### Set problem
Determine which lines of the records include the word "Tailwind", and copy them.

### Given records

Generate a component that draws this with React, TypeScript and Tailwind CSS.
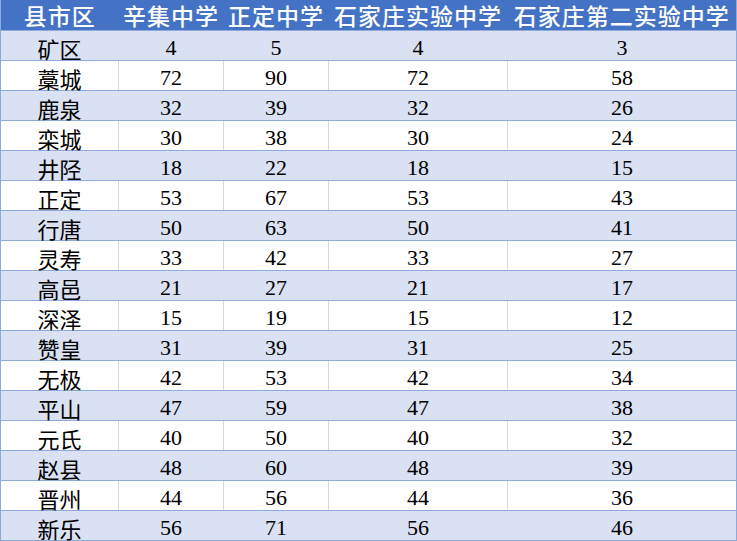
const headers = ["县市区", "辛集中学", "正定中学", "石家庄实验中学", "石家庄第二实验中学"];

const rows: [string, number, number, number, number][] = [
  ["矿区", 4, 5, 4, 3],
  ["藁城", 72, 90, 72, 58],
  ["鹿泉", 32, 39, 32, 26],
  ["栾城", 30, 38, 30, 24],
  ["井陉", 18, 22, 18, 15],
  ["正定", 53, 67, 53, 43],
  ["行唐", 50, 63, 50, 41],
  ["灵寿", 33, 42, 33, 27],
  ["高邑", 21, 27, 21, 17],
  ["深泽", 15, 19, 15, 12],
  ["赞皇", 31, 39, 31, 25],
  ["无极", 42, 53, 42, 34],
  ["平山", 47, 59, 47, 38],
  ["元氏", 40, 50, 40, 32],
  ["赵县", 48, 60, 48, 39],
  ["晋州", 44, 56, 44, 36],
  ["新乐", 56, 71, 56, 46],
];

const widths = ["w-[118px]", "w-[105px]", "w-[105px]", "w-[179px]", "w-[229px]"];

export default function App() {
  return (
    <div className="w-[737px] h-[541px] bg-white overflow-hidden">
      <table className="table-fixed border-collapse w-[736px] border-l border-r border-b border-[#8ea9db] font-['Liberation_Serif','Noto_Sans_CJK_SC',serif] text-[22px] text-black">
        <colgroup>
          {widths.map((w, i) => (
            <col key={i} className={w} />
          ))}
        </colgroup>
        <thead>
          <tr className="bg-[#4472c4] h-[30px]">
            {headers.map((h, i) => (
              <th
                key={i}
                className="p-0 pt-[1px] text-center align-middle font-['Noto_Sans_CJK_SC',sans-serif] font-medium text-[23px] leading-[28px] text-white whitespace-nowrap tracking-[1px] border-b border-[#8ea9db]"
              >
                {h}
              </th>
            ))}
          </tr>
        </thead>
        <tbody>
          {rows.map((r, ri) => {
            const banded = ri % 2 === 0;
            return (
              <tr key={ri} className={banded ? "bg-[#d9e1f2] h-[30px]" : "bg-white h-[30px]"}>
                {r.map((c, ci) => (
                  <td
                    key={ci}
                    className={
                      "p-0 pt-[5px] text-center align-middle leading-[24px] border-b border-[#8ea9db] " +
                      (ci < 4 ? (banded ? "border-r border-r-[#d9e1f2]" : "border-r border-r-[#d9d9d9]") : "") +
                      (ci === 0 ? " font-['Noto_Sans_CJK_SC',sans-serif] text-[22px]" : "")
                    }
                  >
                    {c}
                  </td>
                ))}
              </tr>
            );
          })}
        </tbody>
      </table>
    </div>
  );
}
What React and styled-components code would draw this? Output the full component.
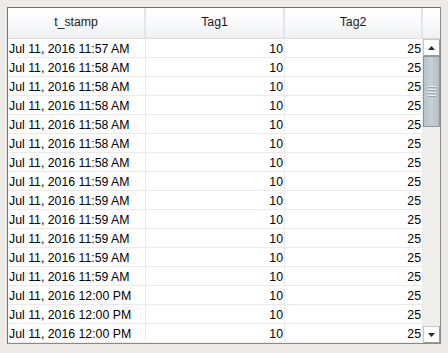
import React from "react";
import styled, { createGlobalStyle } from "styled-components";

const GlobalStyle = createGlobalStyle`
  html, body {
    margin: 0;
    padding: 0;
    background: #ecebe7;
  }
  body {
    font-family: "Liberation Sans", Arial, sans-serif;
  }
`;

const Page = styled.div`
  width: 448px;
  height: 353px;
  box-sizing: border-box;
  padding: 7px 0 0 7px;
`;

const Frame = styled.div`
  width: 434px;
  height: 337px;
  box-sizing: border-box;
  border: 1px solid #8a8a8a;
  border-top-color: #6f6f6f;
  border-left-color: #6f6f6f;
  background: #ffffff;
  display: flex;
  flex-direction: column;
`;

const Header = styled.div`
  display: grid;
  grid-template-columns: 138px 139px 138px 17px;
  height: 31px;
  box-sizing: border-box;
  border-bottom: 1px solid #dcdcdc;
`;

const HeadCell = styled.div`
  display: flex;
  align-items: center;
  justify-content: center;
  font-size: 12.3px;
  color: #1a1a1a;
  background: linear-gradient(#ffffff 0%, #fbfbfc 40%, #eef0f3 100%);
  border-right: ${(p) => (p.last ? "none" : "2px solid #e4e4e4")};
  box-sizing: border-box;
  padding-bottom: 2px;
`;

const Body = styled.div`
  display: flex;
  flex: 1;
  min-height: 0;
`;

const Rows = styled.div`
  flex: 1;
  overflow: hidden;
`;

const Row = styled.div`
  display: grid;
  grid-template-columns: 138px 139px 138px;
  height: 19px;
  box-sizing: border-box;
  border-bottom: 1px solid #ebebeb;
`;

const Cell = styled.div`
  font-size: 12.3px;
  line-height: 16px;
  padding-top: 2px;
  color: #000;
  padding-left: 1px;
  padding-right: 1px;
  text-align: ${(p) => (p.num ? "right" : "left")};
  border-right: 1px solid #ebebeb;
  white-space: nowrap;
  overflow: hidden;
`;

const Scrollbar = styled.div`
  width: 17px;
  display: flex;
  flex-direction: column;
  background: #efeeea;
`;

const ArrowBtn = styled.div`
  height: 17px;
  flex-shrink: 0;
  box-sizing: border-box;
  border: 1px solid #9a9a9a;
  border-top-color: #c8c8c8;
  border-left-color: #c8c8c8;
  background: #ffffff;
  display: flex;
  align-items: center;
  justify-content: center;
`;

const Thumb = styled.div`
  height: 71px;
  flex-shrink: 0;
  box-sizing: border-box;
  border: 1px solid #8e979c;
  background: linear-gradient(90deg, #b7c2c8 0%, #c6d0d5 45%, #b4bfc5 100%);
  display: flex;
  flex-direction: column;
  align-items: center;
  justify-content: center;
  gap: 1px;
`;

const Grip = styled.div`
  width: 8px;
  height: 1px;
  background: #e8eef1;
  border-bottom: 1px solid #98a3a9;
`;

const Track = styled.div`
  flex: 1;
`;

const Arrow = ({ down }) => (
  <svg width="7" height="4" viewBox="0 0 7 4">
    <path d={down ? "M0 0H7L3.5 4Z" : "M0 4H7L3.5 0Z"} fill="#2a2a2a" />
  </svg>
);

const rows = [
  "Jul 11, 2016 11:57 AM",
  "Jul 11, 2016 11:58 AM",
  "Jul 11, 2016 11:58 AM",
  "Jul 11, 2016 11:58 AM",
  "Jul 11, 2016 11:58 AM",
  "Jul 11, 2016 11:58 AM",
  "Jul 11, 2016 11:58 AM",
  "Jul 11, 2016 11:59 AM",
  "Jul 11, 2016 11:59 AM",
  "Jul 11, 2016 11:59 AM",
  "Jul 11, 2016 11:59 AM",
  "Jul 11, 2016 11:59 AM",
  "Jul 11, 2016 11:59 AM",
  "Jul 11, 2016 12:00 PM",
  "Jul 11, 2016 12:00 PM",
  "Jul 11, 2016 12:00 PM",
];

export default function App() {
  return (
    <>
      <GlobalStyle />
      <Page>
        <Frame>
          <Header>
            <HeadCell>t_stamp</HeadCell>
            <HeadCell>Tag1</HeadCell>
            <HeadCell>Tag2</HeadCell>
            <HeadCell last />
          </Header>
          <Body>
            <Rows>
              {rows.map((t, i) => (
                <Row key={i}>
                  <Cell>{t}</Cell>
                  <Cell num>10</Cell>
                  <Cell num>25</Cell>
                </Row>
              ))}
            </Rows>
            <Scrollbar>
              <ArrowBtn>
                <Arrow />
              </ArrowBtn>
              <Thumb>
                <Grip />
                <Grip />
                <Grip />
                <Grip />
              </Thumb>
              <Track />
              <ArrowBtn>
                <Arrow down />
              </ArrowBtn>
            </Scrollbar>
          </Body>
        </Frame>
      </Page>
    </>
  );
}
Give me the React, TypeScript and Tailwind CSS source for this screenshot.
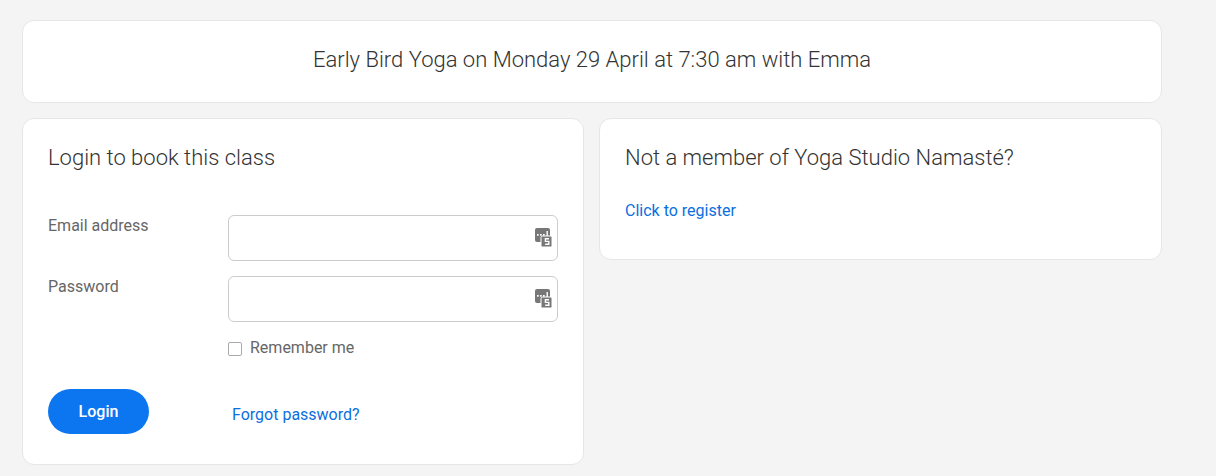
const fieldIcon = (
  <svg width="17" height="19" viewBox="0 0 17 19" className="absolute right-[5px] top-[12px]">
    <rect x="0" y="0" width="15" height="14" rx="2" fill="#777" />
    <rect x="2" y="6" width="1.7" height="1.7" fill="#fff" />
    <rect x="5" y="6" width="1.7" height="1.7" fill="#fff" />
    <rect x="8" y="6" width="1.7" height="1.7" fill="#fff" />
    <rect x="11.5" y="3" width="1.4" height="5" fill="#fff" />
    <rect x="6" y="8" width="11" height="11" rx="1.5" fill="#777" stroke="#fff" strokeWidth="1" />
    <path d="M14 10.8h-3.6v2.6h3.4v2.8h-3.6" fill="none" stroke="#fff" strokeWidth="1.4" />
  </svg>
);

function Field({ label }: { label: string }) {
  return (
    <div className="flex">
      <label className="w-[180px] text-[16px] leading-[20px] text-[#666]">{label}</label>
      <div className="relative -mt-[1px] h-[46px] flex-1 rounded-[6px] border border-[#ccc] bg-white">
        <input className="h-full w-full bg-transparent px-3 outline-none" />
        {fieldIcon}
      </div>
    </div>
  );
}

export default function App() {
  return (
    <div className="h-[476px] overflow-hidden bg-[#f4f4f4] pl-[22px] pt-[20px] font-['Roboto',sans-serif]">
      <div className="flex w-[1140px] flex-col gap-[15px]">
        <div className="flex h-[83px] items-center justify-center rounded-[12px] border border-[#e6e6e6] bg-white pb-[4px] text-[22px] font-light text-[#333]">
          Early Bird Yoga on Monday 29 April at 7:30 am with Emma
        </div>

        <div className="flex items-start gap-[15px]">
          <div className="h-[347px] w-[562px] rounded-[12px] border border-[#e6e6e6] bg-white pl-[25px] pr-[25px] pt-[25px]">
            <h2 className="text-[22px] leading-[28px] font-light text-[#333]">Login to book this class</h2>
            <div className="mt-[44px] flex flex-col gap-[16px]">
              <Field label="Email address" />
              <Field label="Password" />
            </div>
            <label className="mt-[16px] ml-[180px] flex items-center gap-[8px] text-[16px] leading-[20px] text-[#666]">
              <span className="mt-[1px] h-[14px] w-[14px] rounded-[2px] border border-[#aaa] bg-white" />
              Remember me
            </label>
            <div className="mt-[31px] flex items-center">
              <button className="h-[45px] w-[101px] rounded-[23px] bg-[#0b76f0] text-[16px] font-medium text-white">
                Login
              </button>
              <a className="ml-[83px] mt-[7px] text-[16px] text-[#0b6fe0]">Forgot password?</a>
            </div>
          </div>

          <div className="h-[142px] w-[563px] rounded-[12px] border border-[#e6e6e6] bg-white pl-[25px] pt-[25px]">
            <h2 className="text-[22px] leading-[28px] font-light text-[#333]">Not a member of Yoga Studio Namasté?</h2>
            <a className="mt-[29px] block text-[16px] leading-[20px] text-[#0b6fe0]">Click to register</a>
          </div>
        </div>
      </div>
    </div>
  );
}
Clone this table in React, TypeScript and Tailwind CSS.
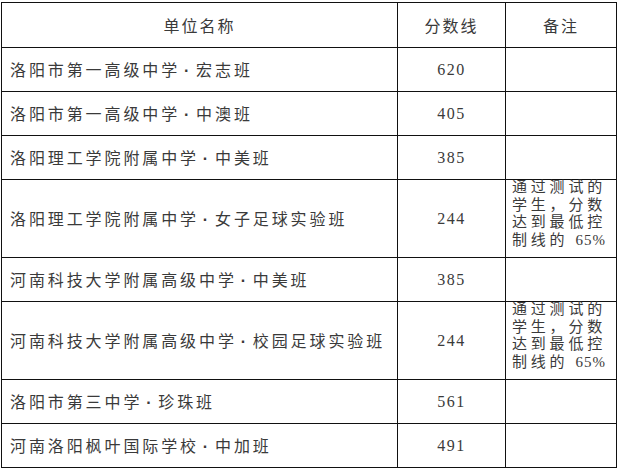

### Result
Generate a component that draws this with React, TypeScript and Tailwind CSS.
Give me the React, TypeScript and Tailwind CSS source for this screenshot.
Clone this table in React, TypeScript and Tailwind CSS.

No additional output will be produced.